Shares of Chinese streaming video champ iQiyi (NASDAQ:IQ) soared more than 20% on Tuesday on word that rival Tencent Holdings (OTC:TCEH.Y) is looking to buy a stake in the company -- its biggest competitor -- according to a report by Reuters. The size of the potential stake hadn't been determined.
iQiyi is majority controlled by Baidu (NASDAQ:BIDU), which controls more than half of its shares and nearly 93% of its voting power, so the streaming giant would have to approve any potential deal.
Tencent Video has battled iQiyi for the lead in the nascent streaming market in China, with each company reporting about 110 million paid subscribers in the most recent quarter.
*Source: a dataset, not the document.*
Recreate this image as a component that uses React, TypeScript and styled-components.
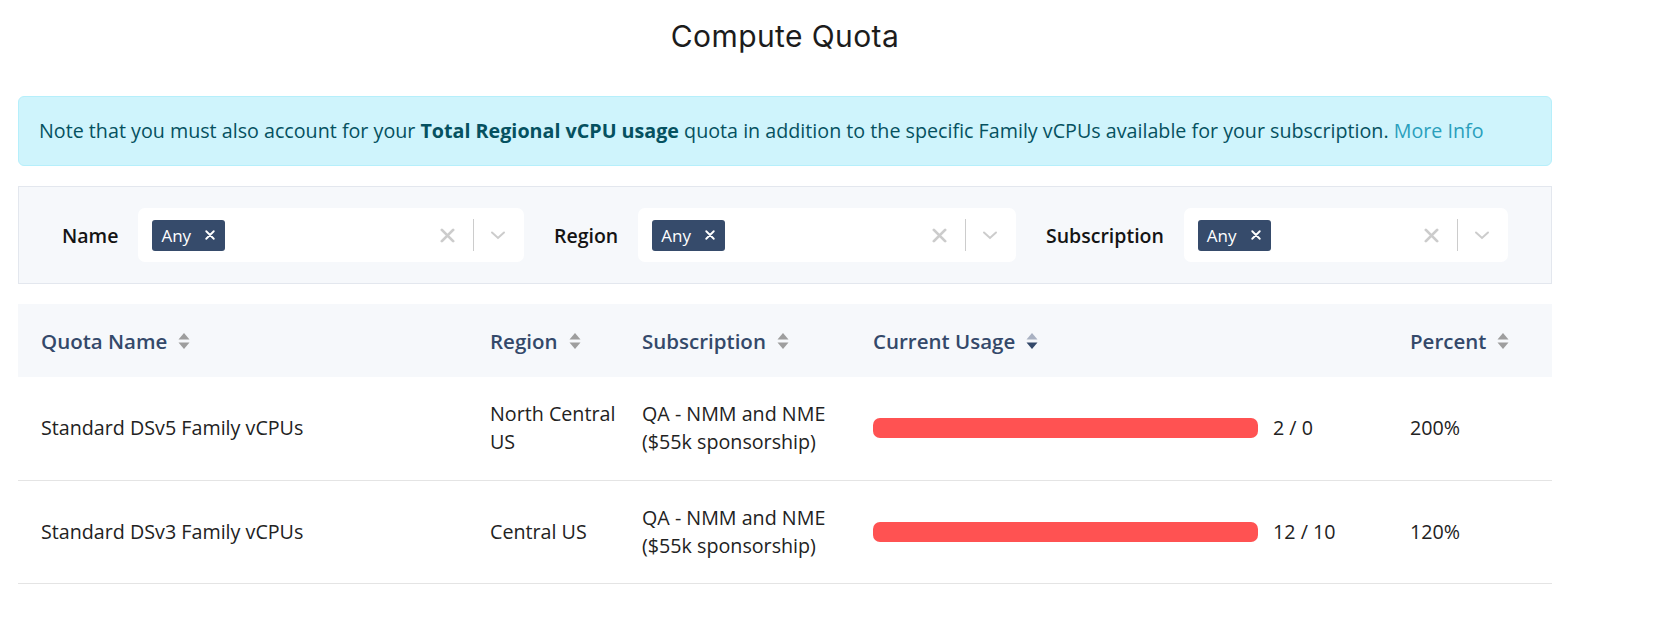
import React from "react";
import styled, { createGlobalStyle } from "styled-components";

const GlobalStyle = createGlobalStyle`
  body {
    margin: 0;
    background: #ffffff;
    font-family: "Open Sans", "Liberation Sans", sans-serif;
    color: #212529;
  }
`;

const Page = styled.div`
  width: 1534px;
  margin-left: 18px;
  padding-top: 16px;
`;

const Title = styled.h1`
  margin: 0 0 40px;
  text-align: center;
  font-family: "Inter", "Noto Sans", sans-serif;
  font-weight: 400;
  font-size: 30px;
  line-height: 40px;
  color: #1c1c1c;
  letter-spacing: 0.4px;
`;

const Alert = styled.div`
  background: #cff4fc;
  border: 1px solid #b6effb;
  border-radius: 6px;
  color: #055160;
  font-size: 19.7px;
  line-height: 28px;
  padding: 20px 20px;
  margin-bottom: 20px;

  strong {
    font-weight: 700;
  }

  a {
    color: #2a9fbc;
    text-decoration: none;
  }
`;

const FilterBar = styled.div`
  display: flex;
  gap: 30px;
  background: #f6f8fb;
  border: 1px solid #e3e7ee;
  padding: 21px 43px;
  margin-bottom: 20px;
`;

const FilterGroup = styled.div`
  flex: 1;
  display: flex;
  align-items: center;
  gap: 20px;
`;

const FilterLabel = styled.label`
  font-size: 19.5px;
  font-weight: 600;
  color: #141414;
  white-space: nowrap;
`;

const SelectBox = styled.div`
  flex: 1;
  height: 54px;
  background: #ffffff;
  border-radius: 7px;
  display: flex;
  align-items: center;
  padding: 0 14px;
  box-sizing: border-box;
`;

const Tag = styled.span`
  display: inline-flex;
  align-items: center;
  gap: 14px;
  height: 31px;
  padding: 0 10px 0 9px;
  background: #364b6b;
  color: #ffffff;
  border-radius: 3px;
  font-size: 17px;
`;

const Spacer = styled.div`
  flex: 1;
`;

const Indicator = styled.span`
  display: inline-flex;
  align-items: center;
  justify-content: center;
  width: 24px;
  color: #cccccc;
`;

const Separator = styled.span`
  width: 1px;
  height: 32px;
  background: #cccccc;
  margin: 0 12px 0 14px;
`;

const Table = styled.table`
  width: 100%;
  table-layout: fixed;
  border-collapse: collapse;
  font-size: 19.7px;
  color: #222222;
`;

const HeadCell = styled.th<{ w?: number }>`
  width: ${({ w }) => (w ? `${w}px` : "auto")};
  box-sizing: border-box;
  background: #f6f8fb;
  height: 73px;
  padding: 0 2px 0 23px;
  text-align: left;
  font-size: 20.5px;
  font-weight: 600;
  color: #34496a;
  white-space: nowrap;
`;

const HeadInner = styled.span`
  display: inline-flex;
  align-items: center;
  gap: 11px;
`;

const Row = styled.tr`
  border-bottom: 1px solid #e4e4e4;
`;

const Cell = styled.td`
  box-sizing: border-box;
  height: 103px;
  padding: 0 2px 0 23px;
  line-height: 28px;
  vertical-align: middle;
`;

const UsageWrap = styled.div`
  display: flex;
  align-items: center;
  gap: 15px;
`;

const Bar = styled.div`
  width: 385px;
  flex-shrink: 0;
  height: 20px;
  border-radius: 7px;
  background: #ff5252;
`;

const Cross = ({ size = 12, color = "currentColor" }: { size?: number; color?: string }) => (
  <svg width={size} height={size} viewBox="0 0 12 12">
    <path d="M1.5 1.5 L10.5 10.5 M10.5 1.5 L1.5 10.5" stroke={color} strokeWidth="2.2" strokeLinecap="round" />
  </svg>
);

const Chevron = () => (
  <svg width="20" height="20" viewBox="0 0 20 20">
    <path d="M4 7.5 L10 13 L16 7.5" stroke="currentColor" strokeWidth="2" fill="none" strokeLinecap="round" />
  </svg>
);

const SortIcon = ({ active }: { active?: boolean }) => (
  <svg width="12" height="18" viewBox="0 0 12 18">
    <path d="M6 1 L11.5 7.5 L0.5 7.5 Z" fill={active ? "#a9b1c2" : "#9e9e9e"} />
    <path d="M6 17 L11.5 10.5 L0.5 10.5 Z" fill={active ? "#34496a" : "#9e9e9e"} />
  </svg>
);

const Filter = ({ label }: { label: string }) => (
  <FilterGroup>
    <FilterLabel>{label}</FilterLabel>
    <SelectBox>
      <Tag>
        Any <Cross size={10} color="#ffffff" />
      </Tag>
      <Spacer />
      <Indicator>
        <Cross size={15} color="#cccccc" />
      </Indicator>
      <Separator />
      <Indicator>
        <Chevron />
      </Indicator>
    </SelectBox>
  </FilterGroup>
);

const rows = [
  {
    name: "Standard DSv5 Family vCPUs",
    region: "North Central US",
    sub: ["QA - NMM and NME", "($55k sponsorship)"],
    usage: "2 / 0",
    pct: "200%",
  },
  {
    name: "Standard DSv3 Family vCPUs",
    region: "Central US",
    sub: ["QA - NMM and NME", "($55k sponsorship)"],
    usage: "12 / 10",
    pct: "120%",
  },
];

const App = () => (
  <>
    <GlobalStyle />
    <Page>
      <Title>Compute Quota</Title>
      <Alert>
        Note that you must also account for your <strong>Total Regional vCPU usage</strong> quota in addition to the
        specific Family vCPUs available for your subscription. <a href="#">More Info</a>
      </Alert>
      <FilterBar>
        <Filter label="Name" />
        <Filter label="Region" />
        <Filter label="Subscription" />
      </FilterBar>
      <Table>
        <thead>
          <tr>
            <HeadCell w={449}>
              <HeadInner>Quota Name <SortIcon /></HeadInner>
            </HeadCell>
            <HeadCell w={152}>
              <HeadInner>Region <SortIcon /></HeadInner>
            </HeadCell>
            <HeadCell w={231}>
              <HeadInner>Subscription <SortIcon /></HeadInner>
            </HeadCell>
            <HeadCell w={537}>
              <HeadInner>Current Usage <SortIcon active /></HeadInner>
            </HeadCell>
            <HeadCell>
              <HeadInner>Percent <SortIcon /></HeadInner>
            </HeadCell>
          </tr>
        </thead>
        <tbody>
          {rows.map((r) => (
            <Row key={r.name}>
              <Cell>{r.name}</Cell>
              <Cell>{r.region}</Cell>
              <Cell>
                {r.sub[0]}
                <br />
                {r.sub[1]}
              </Cell>
              <Cell>
                <UsageWrap>
                  <Bar />
                  {r.usage}
                </UsageWrap>
              </Cell>
              <Cell>{r.pct}</Cell>
            </Row>
          ))}
        </tbody>
      </Table>
    </Page>
  </>
);

export default App;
Tencent is already one of the dominant online entertainment providers in the most populous country. Its WeChat social messaging platform is one of the most frequently used apps in China, and Tencent is also the world's largest video game publisher.
iQiyi and Tencent Video offer subscription-based and ad-supported tiers. During the pandemic, advertising budgets were slashed, taking a chunk out of each company's revenue. Content expenses have also been climbing in China as the competition ramps up. Tencent and iQiyi compete not only with each other, but also against short-form and user generated video platforms like Bilibili (NASDAQ:BILI) and TikTok, a division of privately held Bytedance.
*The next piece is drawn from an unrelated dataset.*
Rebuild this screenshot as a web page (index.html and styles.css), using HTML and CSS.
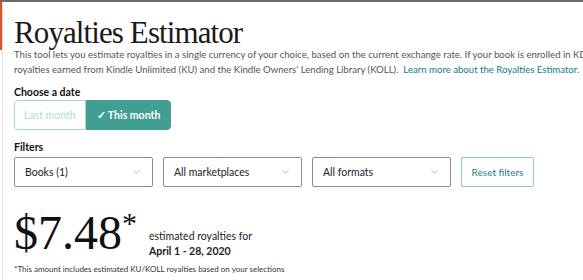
FILE: index.html
```html
<!DOCTYPE html>
<html>
<head>
  <title>Royalties Estimator</title>
  <link rel="stylesheet" href="styles.css">
</head>
<body>
  <div class="page">
    <!-- Left rail -->
    <div class="rail"><div class="rail-accent"></div></div>

    <div class="content">
      <h1>Royalties Estimator</h1>
      <p class="intro">
        This tool lets you estimate royalties in a single currency of your choice, based on the current exchange rate. If your book is enrolled in KDP Select, estimates include<br>
        royalties earned from Kindle Unlimited (KU) and the Kindle Owners' Lending Library (KOLL).&nbsp; <a href="#">Learn more about the Royalties Estimator.</a>
      </p>

      <!-- Date toggle -->
      <div class="label">Choose a date</div>
      <div class="toggle">
        <button class="toggle-btn">Last month</button>
        <button class="toggle-btn active">&#10003; This month</button>
      </div>

      <!-- Filters -->
      <div class="label">Filters</div>
      <div class="filters">
        <div class="select">Books (1) <svg class="caret" width="7" height="4" viewBox="0 0 7 4"><path d="M0.5 0.5 L3.5 3.2 L6.5 0.5" fill="none" stroke="#a8a8a8" stroke-width="0.9"/></svg></div>
        <div class="select">All marketplaces <svg class="caret" width="7" height="4" viewBox="0 0 7 4"><path d="M0.5 0.5 L3.5 3.2 L6.5 0.5" fill="none" stroke="#a8a8a8" stroke-width="0.9"/></svg></div>
        <div class="select">All formats <svg class="caret" width="7" height="4" viewBox="0 0 7 4"><path d="M0.5 0.5 L3.5 3.2 L6.5 0.5" fill="none" stroke="#a8a8a8" stroke-width="0.9"/></svg></div>
        <button class="reset">Reset filters</button>
      </div>

      <!-- Result -->
      <div class="result">
        <div class="amount">$7.48<sup>*</sup></div>
        <div class="period">
          <div>estimated royalties for</div>
          <strong>April 1 - 28, 2020</strong>
        </div>
      </div>
      <p class="note">*This amount includes estimated KU/KOLL royalties based on your selections</p>
    </div>
  </div>
</body>
</html>
```

FILE: styles.css
```css
/* Global */
html, body {
  margin: 0;
  overflow: hidden;
  background-color: #fff;
}
body {
  font-family: Lato, "Liberation Sans", sans-serif;
  color: #111;
  border-top: 2px solid #6b6b6b;
}
.page {
  display: flex;
  width: 583px;
  min-height: 278px;
  overflow: hidden;
}
.rail {
  flex: none;
  width: 2px;
  border-right: 1px solid #e3e3e3;
}
.rail-accent {
  height: 48px;
  background-color: #d9532c;
}
.content {
  flex: 1;
  min-width: 0;
  padding: 14px 0 0 11px;
}
h1 {
  font-family: "Liberation Serif", serif;
  font-weight: normal;
  font-size: 31px;
  line-height: 33px;
  letter-spacing: -0.9px;
  margin: 0;
  color: #1a1a1a;
}
.intro {
  margin: -2px 0 8px;
  font-size: 9.6px;
  line-height: 15px;
  color: #555;
  white-space: nowrap;
}
.intro a {
  color: #0e7c8c;
  text-decoration: none;
}
.label {
  font-size: 10.5px;
  font-weight: bold;
  line-height: 14px;
  margin-bottom: 1px;
  color: #111;
}
/* Date toggle */
.toggle {
  display: flex;
  margin-bottom: 10px;
}
.toggle-btn {
  height: 30px;
  font-family: inherit;
  font-size: 10.5px;
  border: 1px solid #9fd8d6;
  background-color: #fff;
  color: #a9dedd;
  padding: 0 9px;
  border-radius: 4px 0 0 4px;
}
.toggle-btn.active {
  background-color: #429e92;
  border-color: #429e92;
  color: #fff;
  font-weight: bold;
  border-radius: 0 4px 4px 0;
  padding: 0 10px;
}
.filters {
  display: flex;
  gap: 10px;
  margin-top: 3px;
  margin-bottom: 23px;
}
.select {
  box-sizing: border-box;
  width: 139px;
  height: 30px;
  border: 1px solid #8c8c8c;
  border-radius: 2px;
  padding: 0 12px 0 10px;
  display: flex;
  align-items: center;
  justify-content: space-between;
  font-size: 10.5px;
  color: #222;
}
.reset {
  box-sizing: border-box;
  width: 73px;
  height: 30px;
  font-family: inherit;
  font-size: 10px;
  border: 1px solid #8cc7cf;
  border-radius: 2px;
  background-color: #fff;
  color: #1a7f8e;
}
/* Result */
.result {
  display: flex;
  align-items: flex-end;
}
.amount {
  font-family: "Liberation Serif", serif;
  font-size: 48px;
  line-height: 46px;
  color: #111;
}
.amount sup {
  font-size: 30px;
  vertical-align: 16px;
  line-height: 0;
}
.period {
  margin: 0 0 -3px 12px;
  font-size: 10.5px;
  line-height: 15px;
  color: #222;
}
.note {
  margin: 8px 0 0;
  font-size: 8px;
  line-height: 10px;
  color: #333;
}
```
The streaming market in China is potentially lucrative, with online video expected to generate more than $22 billion this year, and by taking a position in its biggest rival, Tencent could consolidate control of the market while also reining in its spiraling content costs. The union would improve its bargaining position when negotiating for programming, while also decreasing the marketing costs the companies spend competing for viewers.